- Tesla has enabled Bitcoin as a payment option for US customers.
- Depending on the model, a Tesla costs somewhere between 1 and 2.69 BTC.
Lamborghinis have been the traditional status symbol formillionaires. After today, expect to see more crypto influencers rolling up in Teslas.
When Tesla reported its $1.5 billion purchase of Bitcoin to the US Securities and Exchange Commission, the electric automaker mentioned an important detail in the filing: It wasn’t just buying thousands of Bitcoin—it was going to start accepting them for its products, too.
On March 24, Telsa CEO Elon Musk confirmed that the automaker is now offering Bitcoin as a payment option (limited to US customers for the moment, with other countries to follow later in the year). Musk added that the firm is running its own Bitcoin nodes and will keep the Bitcoin it receives, rather than switching it for fiat money such as US dollars.
At today’s rate of roughly $55,800 per BTC, you can pick up a tricked-out Model S, Tesla’s premier vehicle, for about 2.69 Bitcoin ($149,990).
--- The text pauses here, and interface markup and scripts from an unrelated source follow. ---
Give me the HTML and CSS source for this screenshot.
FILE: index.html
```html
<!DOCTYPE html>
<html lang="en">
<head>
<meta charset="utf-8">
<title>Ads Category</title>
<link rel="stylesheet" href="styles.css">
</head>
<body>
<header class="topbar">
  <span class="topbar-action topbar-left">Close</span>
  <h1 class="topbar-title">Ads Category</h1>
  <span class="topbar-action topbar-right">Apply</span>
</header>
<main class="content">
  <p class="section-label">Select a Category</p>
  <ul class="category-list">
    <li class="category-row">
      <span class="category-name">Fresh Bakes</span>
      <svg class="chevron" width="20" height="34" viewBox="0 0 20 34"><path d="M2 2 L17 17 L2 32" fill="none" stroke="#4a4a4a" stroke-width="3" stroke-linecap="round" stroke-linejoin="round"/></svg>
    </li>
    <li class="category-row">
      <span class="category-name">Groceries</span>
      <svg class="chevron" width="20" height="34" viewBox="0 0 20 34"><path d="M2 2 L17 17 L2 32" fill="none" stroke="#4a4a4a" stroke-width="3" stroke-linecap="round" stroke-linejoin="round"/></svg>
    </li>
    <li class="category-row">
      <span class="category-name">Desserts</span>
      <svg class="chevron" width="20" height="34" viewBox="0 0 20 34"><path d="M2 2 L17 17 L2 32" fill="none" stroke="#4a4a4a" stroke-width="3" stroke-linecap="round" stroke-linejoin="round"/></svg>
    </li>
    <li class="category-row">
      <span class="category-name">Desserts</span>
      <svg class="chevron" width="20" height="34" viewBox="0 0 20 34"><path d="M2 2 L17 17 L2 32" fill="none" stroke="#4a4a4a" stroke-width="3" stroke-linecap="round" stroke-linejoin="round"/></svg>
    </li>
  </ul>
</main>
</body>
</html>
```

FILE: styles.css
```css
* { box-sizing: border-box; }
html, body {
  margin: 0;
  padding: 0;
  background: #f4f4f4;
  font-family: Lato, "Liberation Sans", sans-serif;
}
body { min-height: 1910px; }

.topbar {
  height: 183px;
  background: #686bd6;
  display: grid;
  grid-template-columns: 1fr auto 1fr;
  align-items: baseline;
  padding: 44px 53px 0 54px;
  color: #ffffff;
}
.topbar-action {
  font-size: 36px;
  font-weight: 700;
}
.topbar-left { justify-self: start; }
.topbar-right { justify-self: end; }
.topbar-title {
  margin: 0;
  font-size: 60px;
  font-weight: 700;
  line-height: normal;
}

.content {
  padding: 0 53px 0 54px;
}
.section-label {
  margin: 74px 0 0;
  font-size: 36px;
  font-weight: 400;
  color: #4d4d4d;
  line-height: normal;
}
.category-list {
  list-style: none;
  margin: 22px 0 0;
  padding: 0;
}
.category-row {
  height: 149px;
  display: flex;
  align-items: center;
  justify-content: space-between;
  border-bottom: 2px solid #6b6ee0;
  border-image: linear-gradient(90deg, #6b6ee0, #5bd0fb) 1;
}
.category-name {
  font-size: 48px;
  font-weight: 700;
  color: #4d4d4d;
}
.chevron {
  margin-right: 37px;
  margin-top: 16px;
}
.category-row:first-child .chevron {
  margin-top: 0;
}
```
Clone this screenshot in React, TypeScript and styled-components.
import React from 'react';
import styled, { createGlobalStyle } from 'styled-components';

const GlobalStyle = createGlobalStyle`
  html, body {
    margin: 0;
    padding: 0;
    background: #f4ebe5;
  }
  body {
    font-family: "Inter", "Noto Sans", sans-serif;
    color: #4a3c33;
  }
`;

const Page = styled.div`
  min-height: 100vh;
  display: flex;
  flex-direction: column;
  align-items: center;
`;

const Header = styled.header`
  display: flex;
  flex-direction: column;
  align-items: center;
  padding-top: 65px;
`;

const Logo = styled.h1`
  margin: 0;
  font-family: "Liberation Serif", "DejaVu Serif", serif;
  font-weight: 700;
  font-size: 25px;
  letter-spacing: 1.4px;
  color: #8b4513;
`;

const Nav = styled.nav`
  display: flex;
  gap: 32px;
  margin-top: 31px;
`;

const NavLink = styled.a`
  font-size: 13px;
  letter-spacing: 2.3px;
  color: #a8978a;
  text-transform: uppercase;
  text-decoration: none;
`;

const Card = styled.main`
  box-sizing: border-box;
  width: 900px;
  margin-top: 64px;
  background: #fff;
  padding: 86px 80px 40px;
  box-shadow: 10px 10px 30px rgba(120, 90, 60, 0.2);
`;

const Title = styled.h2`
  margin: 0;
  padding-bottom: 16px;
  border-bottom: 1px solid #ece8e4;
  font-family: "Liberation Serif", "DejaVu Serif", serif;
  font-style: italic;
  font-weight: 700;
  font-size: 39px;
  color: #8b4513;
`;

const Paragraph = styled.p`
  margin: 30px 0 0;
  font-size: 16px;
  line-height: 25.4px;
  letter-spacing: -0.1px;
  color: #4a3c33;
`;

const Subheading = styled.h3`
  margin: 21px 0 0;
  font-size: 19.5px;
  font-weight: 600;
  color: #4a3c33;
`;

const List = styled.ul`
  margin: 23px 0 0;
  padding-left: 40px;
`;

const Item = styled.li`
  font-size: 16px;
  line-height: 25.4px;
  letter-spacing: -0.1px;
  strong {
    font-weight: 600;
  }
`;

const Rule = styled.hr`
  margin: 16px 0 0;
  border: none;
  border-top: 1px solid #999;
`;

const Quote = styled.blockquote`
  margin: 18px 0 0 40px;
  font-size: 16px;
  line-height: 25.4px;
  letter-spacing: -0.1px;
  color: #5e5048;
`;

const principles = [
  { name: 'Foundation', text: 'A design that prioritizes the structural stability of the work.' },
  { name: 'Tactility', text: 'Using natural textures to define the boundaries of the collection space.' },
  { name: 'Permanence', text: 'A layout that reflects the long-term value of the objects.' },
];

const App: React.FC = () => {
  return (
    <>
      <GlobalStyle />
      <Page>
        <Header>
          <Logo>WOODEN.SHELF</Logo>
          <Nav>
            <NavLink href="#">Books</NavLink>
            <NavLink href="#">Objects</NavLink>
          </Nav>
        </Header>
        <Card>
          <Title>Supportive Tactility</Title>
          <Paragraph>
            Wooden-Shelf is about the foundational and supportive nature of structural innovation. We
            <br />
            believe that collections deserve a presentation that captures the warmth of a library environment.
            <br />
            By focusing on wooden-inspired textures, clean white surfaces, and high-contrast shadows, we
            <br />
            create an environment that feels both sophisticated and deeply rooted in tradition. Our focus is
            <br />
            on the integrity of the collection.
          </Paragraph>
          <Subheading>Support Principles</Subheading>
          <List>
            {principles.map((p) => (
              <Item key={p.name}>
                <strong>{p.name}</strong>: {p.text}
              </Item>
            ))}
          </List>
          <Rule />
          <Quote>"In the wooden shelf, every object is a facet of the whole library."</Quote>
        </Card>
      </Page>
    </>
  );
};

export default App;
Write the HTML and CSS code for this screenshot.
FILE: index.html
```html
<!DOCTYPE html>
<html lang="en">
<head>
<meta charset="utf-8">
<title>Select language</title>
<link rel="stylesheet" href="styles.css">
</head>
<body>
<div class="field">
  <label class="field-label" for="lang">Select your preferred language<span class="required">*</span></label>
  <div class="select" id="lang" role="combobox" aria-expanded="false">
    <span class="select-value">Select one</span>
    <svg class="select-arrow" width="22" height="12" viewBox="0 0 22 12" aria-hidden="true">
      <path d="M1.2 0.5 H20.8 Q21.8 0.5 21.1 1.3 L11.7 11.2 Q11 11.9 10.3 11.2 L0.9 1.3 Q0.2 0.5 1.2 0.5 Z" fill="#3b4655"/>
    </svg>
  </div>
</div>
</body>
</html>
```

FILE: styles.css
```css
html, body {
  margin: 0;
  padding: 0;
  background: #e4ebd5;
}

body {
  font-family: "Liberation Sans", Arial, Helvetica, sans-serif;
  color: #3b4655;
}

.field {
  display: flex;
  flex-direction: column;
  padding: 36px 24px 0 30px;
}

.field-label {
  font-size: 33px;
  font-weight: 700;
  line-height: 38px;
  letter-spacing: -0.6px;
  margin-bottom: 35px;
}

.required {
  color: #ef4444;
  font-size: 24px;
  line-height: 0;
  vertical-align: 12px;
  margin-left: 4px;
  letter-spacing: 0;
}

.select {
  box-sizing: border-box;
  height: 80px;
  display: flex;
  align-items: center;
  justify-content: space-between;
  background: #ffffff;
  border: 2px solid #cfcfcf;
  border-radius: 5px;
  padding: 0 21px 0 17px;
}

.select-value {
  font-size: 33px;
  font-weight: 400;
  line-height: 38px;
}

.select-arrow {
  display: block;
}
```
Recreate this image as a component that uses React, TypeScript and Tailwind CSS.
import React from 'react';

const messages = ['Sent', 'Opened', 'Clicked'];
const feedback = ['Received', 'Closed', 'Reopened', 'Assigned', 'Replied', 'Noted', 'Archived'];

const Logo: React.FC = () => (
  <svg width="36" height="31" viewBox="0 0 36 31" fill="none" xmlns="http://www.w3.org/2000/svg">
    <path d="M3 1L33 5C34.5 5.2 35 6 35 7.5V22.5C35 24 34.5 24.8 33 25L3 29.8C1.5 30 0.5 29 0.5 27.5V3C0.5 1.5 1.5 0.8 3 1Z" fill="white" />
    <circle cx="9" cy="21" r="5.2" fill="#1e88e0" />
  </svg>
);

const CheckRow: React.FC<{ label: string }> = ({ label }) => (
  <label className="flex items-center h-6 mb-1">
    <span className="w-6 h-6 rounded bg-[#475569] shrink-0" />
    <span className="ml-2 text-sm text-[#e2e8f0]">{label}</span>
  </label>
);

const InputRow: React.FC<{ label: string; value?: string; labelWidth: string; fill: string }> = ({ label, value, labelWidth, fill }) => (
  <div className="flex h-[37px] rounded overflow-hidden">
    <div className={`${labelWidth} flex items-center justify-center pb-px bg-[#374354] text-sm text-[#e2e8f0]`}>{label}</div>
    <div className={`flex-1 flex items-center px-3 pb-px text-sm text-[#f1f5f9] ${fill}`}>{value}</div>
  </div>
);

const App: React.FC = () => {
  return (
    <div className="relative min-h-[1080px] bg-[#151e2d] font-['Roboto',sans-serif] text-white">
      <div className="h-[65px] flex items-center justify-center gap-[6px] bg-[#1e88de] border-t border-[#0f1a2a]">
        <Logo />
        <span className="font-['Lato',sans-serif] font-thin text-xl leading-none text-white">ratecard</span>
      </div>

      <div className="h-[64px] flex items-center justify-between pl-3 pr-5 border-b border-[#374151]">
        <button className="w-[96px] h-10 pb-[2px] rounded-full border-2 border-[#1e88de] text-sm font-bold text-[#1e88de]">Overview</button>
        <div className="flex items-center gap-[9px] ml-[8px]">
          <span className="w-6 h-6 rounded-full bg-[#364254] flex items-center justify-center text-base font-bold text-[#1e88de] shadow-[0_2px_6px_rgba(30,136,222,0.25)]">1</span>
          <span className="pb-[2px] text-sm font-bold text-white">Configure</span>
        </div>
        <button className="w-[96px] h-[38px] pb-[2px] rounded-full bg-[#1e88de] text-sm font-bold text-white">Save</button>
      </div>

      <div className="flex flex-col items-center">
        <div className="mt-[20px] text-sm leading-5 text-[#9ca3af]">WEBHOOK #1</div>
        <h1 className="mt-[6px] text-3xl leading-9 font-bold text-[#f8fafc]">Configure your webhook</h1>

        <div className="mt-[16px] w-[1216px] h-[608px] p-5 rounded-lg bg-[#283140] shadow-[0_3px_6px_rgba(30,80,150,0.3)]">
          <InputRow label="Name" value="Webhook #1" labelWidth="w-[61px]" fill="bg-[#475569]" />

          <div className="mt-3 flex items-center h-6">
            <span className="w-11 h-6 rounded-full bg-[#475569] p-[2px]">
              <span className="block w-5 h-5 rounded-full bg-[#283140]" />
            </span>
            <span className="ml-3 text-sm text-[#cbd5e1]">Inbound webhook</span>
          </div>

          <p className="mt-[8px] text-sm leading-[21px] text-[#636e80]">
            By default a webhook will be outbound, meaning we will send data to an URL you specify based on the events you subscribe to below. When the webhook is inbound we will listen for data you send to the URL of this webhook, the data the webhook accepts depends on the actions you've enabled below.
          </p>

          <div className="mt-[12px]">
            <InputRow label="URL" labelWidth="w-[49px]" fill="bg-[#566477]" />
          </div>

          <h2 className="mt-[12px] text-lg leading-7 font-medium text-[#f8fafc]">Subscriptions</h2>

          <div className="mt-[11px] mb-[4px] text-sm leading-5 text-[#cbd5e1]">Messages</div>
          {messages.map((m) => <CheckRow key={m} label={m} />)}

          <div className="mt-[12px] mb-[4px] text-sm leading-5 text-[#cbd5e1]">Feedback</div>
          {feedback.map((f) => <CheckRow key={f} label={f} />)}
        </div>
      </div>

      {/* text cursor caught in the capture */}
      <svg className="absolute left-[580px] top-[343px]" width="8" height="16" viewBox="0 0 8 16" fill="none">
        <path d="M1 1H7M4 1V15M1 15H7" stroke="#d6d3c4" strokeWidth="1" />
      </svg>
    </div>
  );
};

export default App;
For the Tesla aficionado who demands ludicrous precision, that’s the Model S Plaid+, which comes with self-driving capability (knock 0.2 BTC off the price if you want your hands on the wheel at all times). Tesla asks for skin in the game, so to place an order, you’d have to put $1,000 down, which is nothing—just 0.018 BTC!
If all that sounds too expensive, there are other options, all the way down to the budget Model 3 Standard Range Plus, which is a Tesla minus all the fun stuff: no all-wheel drive, no extended range, and no full autopilot mode. You can get that model, which will take you up to 263 miles on a single charge, for $37,990. Thanks to the Bitcoin buying spree set off by Tesla’s $1.5 billion buy, that’s not even 1 Bitcoin. Totally affordable.
The Model Y is a bit pricier. The “Performance” version of the luxury vehicle costs $59,990, or just over 1 BTC. It comes with dual motor all-wheel drive, and you can add on a tow hitch for 0.02 BTC ($1,000) and full self-driving capability for 0.2 BTC ($10,000).
If you’re looking for something that was rejected from a Mad Max film, try the Cybertruck. The Tri Motor AWD version with full self-driving capability goes 500 miles at least, and costs a cool $79,900—around 1.4 BTC.
Of course, the Cybertruck isn’t going into production until later this year. But you'll be able to pick one up for less than 1 BTC, as long as the price remains at this level or higher.
Before you start transferring funds out of your crypto wallet, however, remember that there’s more to car costs than the sticker price. When you pay with Bitcoin, that doesn’t just mean taxes and title. There are also transaction fees and capital gains tax to consider.
And, if you’re doing well enough to buy a Tesla with your Bitcoin, that capital gains tax could be sizable. But, hey, there’s always fiat.